Qatar has not only disguised its press department (Al Jazeera) as a news network, but also disguised Islamic terrorists as innocent journalists.

Throughout the war between Israel and Hamas, the Jewish state has accused various Al Jazeera journalists of being part of the ranks of the Palestinian terrorist organization and of having participated in the Oct. 7 massacre.

Qatar's other major investments

The ties between Qatar and Europe go through various areas, but gas constitutes the most important part of the link, since the emirate has one of the largest natural gas reserves in the world. This is why it has important clients, such as Germany and the United Kingdom, in Europe, especially since the beginning of the war between Russia and Ukraine, as Moscow reduced its gas shipments to countries that support Kiev.

However, in order to expand its influence, ties between Qatar and the West are not only limited to gas or sports.

In the United States, Qatar has spent large sums of money on several universities and has 10% of Empire State Realty Trust Inc., the company that owns the Empire State Building in New York, among other million-dollar investments in the real estate sector there.

Regarding the United Kingdom, among some of the important investments made by Qatar, the emirate owns 20% of Heathrow airport in London, while Qatar Airways owns 25% of International Consolidated Airlines Group S.A., the company that owns British Airways. It should also be noted that the Qatari government is one of the 12 largest property owners in the United Kingdom.
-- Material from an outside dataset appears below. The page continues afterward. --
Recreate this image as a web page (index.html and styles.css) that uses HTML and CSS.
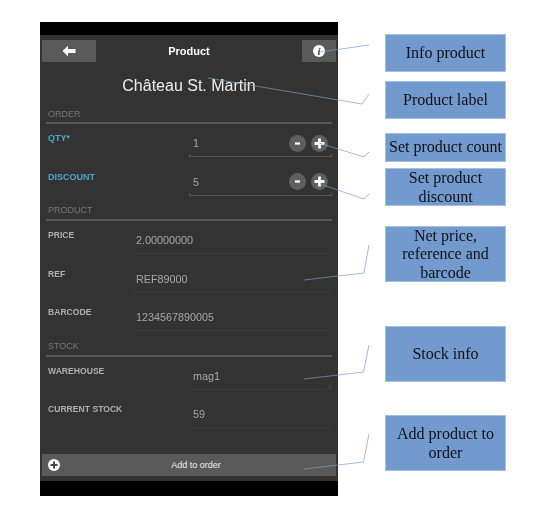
FILE: index.html
```html
<!DOCTYPE html>
<html lang="en">
<head>
    <meta charset="UTF-8">
    <meta name="viewport" content="width=device-width, initial-scale=1.0">
    <title>Product</title>
    <link rel="stylesheet" href="styles.css">
</head>
<body>
    <div class="stage">
        <div class="phone">
            <div class="band-top"></div>
            <div class="header">
                <div class="head-btn back">
                    <svg width="14" height="12" viewBox="0 0 14 12"><path d="M0.5 6 L6 0.8 L6 3.9 L13.5 3.9 L13.5 8.1 L6 8.1 L6 11.2 Z" fill="#fff"/></svg>
                </div>
                <div class="head-title">Product</div>
                <div class="head-btn info">
                    <span class="info-icon">i</span>
                </div>
            </div>
            <div class="product-name">Château St. Martin</div>

            <div class="section-title first">ORDER</div>
            <div class="row order-row">
                <div class="label blue">QTY*</div>
                <div class="field ticked">
                    <span>1</span>
                    <div class="stepper">
                        <div class="round"><svg width="9" height="9" viewBox="0 0 9 9"><rect x="2" y="3.4" width="5" height="2.2" fill="#fff"/></svg></div>
                        <div class="round"><svg width="11" height="11" viewBox="0 0 11 11"><path d="M4.1 0.5 H6.9 V4.1 H10.5 V6.9 H6.9 V10.5 H4.1 V6.9 H0.5 V4.1 H4.1 Z" fill="#fff"/></svg></div>
                    </div>
                </div>
            </div>
            <div class="row order-row">
                <div class="label blue">DISCOUNT</div>
                <div class="field ticked">
                    <span>5</span>
                    <div class="stepper">
                        <div class="round"><svg width="9" height="9" viewBox="0 0 9 9"><rect x="2" y="3.4" width="5" height="2.2" fill="#fff"/></svg></div>
                        <div class="round"><svg width="11" height="11" viewBox="0 0 11 11"><path d="M4.1 0.5 H6.9 V4.1 H10.5 V6.9 H6.9 V10.5 H4.1 V6.9 H0.5 V4.1 H4.1 Z" fill="#fff"/></svg></div>
                    </div>
                </div>
            </div>

            <div class="section-title">PRODUCT</div>
            <div class="row product-row">
                <div class="label">PRICE</div>
                <div class="field"><span>2.00000000</span></div>
            </div>
            <div class="row product-row">
                <div class="label">REF</div>
                <div class="field"><span>REF89000</span></div>
            </div>
            <div class="row product-row">
                <div class="label">BARCODE</div>
                <div class="field"><span>1234567890005</span></div>
            </div>

            <div class="section-title">STOCK</div>
            <div class="row order-row">
                <div class="label">WAREHOUSE</div>
                <div class="field grip"><span>mag1</span></div>
            </div>
            <div class="row order-row">
                <div class="label">CURRENT STOCK</div>
                <div class="field"><span>59</span></div>
            </div>

            <div class="footer">
                <div class="add-btn">
                    <svg class="add-icon" width="12" height="12" viewBox="0 0 12 12"><circle cx="6" cy="6" r="6" fill="#fff"/><path d="M5 2.5 H7 V5 H9.5 V7 H7 V9.5 H5 V7 H2.5 V5 H5 Z" fill="#444"/></svg>
                    <span>Add to order</span>
                </div>
            </div>
            <div class="band-bottom"></div>
        </div>

        <div class="notes">
            <div class="note n-info">Info product</div>
            <div class="note n-label">Product label</div>
            <div class="note n-count">Set product count</div>
            <div class="note n-discount">Set product discount</div>
            <div class="note n-net">Net price, reference and barcode</div>
            <div class="note n-stock">Stock info</div>
            <div class="note n-add">Add product to order</div>
        </div>

        <svg class="leaders" width="550" height="516" viewBox="0 0 550 516">
            <polyline points="320,52 369,45"/>
            <polyline points="208,78 362,104 369,94"/>
            <polyline points="319,143 364,157 369,152"/>
            <polyline points="320,184 364,199 369,194"/>
            <polyline points="304,280 364,273 369,245"/>
            <polyline points="304,379 363.5,372 369,345"/>
            <polyline points="304,469 363.5,462 369,434"/>
        </svg>
    </div>
</body>
</html>
```

FILE: styles.css
```css
body {
    margin: 0;
    background-color: #fff;
    font-family: "Liberation Sans", Arial, sans-serif;
}

.stage {
    position: relative;
    display: flex;
    width: 550px;
    height: 516px;
    overflow: hidden;
    filter: blur(0.35px);
}

.phone {
    display: flex;
    flex-direction: column;
    width: 298px;
    height: 474px;
    margin: 22px 0 0 40px;
    background-color: #333;
}

.band-top {
    height: 13px;
    background-color: #000;
}

.band-bottom {
    height: 15px;
    background-color: #000;
}

.header {
    display: flex;
    align-items: center;
    height: 22px;
    padding: 5px 2px 0;
}

.head-btn {
    display: flex;
    align-items: center;
    justify-content: center;
    height: 22px;
    background-color: #5a5a5a;
}

.back {
    width: 54px;
}

.info {
    width: 34px;
}

.info-icon {
    width: 12px;
    height: 12px;
    border-radius: 50%;
    background-color: #fff;
    color: #444;
    font: italic bold 11px/12px "Liberation Serif", serif;
    text-align: center;
}

.head-title {
    flex: 1;
    padding-right: 20px;
    color: #fff;
    font-size: 11px;
    font-weight: bold;
    text-align: center;
}

.product-name {
    margin-top: 14px;
    height: 20px;
    color: #eee;
    font-size: 16px;
    line-height: 20px;
    text-align: center;
}

.section-title {
    height: 18px;
    margin: 0 6px;
    padding-left: 2px;
    border-bottom: 2px solid #585858;
    color: #777;
    font-size: 9px;
    line-height: 18px;
}

.section-title.first {
    margin-top: 8.3px;
    line-height: 20px;
}

.row {
    display: grid;
    height: 38.5px;
    margin: 0 6px;
}

.order-row {
    grid-template-columns: 143px 1fr;
}

.product-row {
    grid-template-columns: 86px 1fr;
}

.label {
    padding: 9px 0 0 2px;
    color: #b0b0b0;
    font-size: 8.6px;
    font-weight: bold;
    line-height: 10px;
}

.label.blue {
    color: #4ba6cc;
    font-size: 9px;
}

.field {
    position: relative;
    display: flex;
    align-items: center;
    justify-content: space-between;
    height: 20px;
    margin-top: 9px;
    padding: 0 0 3px 4px;
    border-bottom: 1px solid #3c3c3c;
    color: #a8a8a8;
    font-size: 10.8px;
}

.field.ticked {
    border-bottom-color: #585858;
}

.field.ticked::after {
    content: "";
    position: absolute;
    left: 0;
    right: 0;
    bottom: 0;
    height: 2px;
    border-left: 1px solid #585858;
    border-right: 1px solid #585858;
}

.field.grip::after {
    content: "";
    position: absolute;
    right: 1px;
    bottom: 1px;
    border-left: 4px solid transparent;
    border-bottom: 4px solid #444;
}

.stepper {
    display: flex;
    gap: 5px;
    margin-right: 4px;
}

.round {
    display: flex;
    align-items: center;
    justify-content: center;
    width: 17px;
    height: 17px;
    border-radius: 50%;
    background-color: #5f5f5f;
}

.footer {
    flex: 1;
    display: flex;
    align-items: flex-end;
    padding: 0 2px 5px;
}

.add-btn {
    position: relative;
    display: flex;
    align-items: center;
    justify-content: center;
    box-sizing: border-box;
    width: 100%;
    height: 22px;
    padding-left: 14px;
    background-color: #5a5a5a;
    color: #eee;
    font-size: 9px;
}

.add-icon {
    position: absolute;
    left: 6px;
    top: 5px;
}

.notes {
    display: flex;
    flex-direction: column;
    width: 121px;
    margin-left: 47px;
    padding-top: 34px;
}

.note {
    display: flex;
    align-items: center;
    justify-content: center;
    box-sizing: border-box;
    padding: 1px 3px 0;
    background-color: #729acf;
    border: 1px solid #a3bfe3;
    color: #111;
    font-family: "Liberation Serif", serif;
    font-size: 16px;
    line-height: 18.5px;
    text-align: center;
}

.n-info { height: 38px; }
.n-label { height: 38px; margin-top: 9px; }
.n-count { height: 29px; margin-top: 14px; padding: 0; white-space: nowrap; }
.n-discount { height: 38px; margin-top: 6px; }
.n-net { height: 56px; margin-top: 20px; }
.n-stock { height: 56px; margin-top: 44px; }
.n-add { height: 56px; margin-top: 33px; }

.leaders {
    position: absolute;
    left: 0;
    top: 0;
    pointer-events: none;
}

.leaders polyline {
    fill: none;
    stroke: #7c9ccb;
    stroke-width: 0.7;
}
```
In Russia, the Qatar owns 18.93% of Rosneft, the largest oil producer in that country.

In Germany, it is estimated that Qatar's investments exceed $24 billion, with some of the most relevant being those made in Volkswagen, Deutsche Bank and Siemens.

Qatar, the United States ally that finances international terrorism

In an article published in Newsweek, journalist Josh Hammer claimed that Qatar is, along with Iran, one of the main financiers of Hamas. It is also the physical home of the political leaders of the terrorist organization, where they live in luxury. The Qatari regime has provided help to other Islamist groups and once even offered banking services for the ISIS branch responsible for the brutal on-camera beheading of American journalist Steven Sotloff in 2014.

Hammer added that Qatar manages to evade international sanctions thanks to a multifaceted strategy, centered on the U.S. Al Udeid Air Base, which is located on Qatari soil, as well as strategic investments in the West and very sophisticated information manipulation.

Hammer argued that Qatar allowing the United States to maintain Al Udeid Air Base gives Americans the mistaken feeling that the emirate is on their side, reaching the point that even the Biden administration described the Arab country as an important ally outside of NATO. Hammer stressed that U.S. government even mistakenly believes that Qatar is a legitimate mediator to free the hostages in Gaza, which he says is the equivalent of recruiting an arsonist to put out a fire.

The author explained that Qatar's communications operation is multi-level, complex and, unfortunately, quite effective. It has successfully fooled many Western elites in both North America and Europe. He added that regardless of all the money the emirate invests in public relations or how much Washington benefits from the Al Udeid, the emirate remains one of the main sponsors of Islamism and jihadism in the world.

Currently, the U.S. State Department only includes Cuba, North Korea, Iran and Syria on the list of countries sponsoring terrorism. Hammer called to add Qatar to that list and no longer consider it an ally.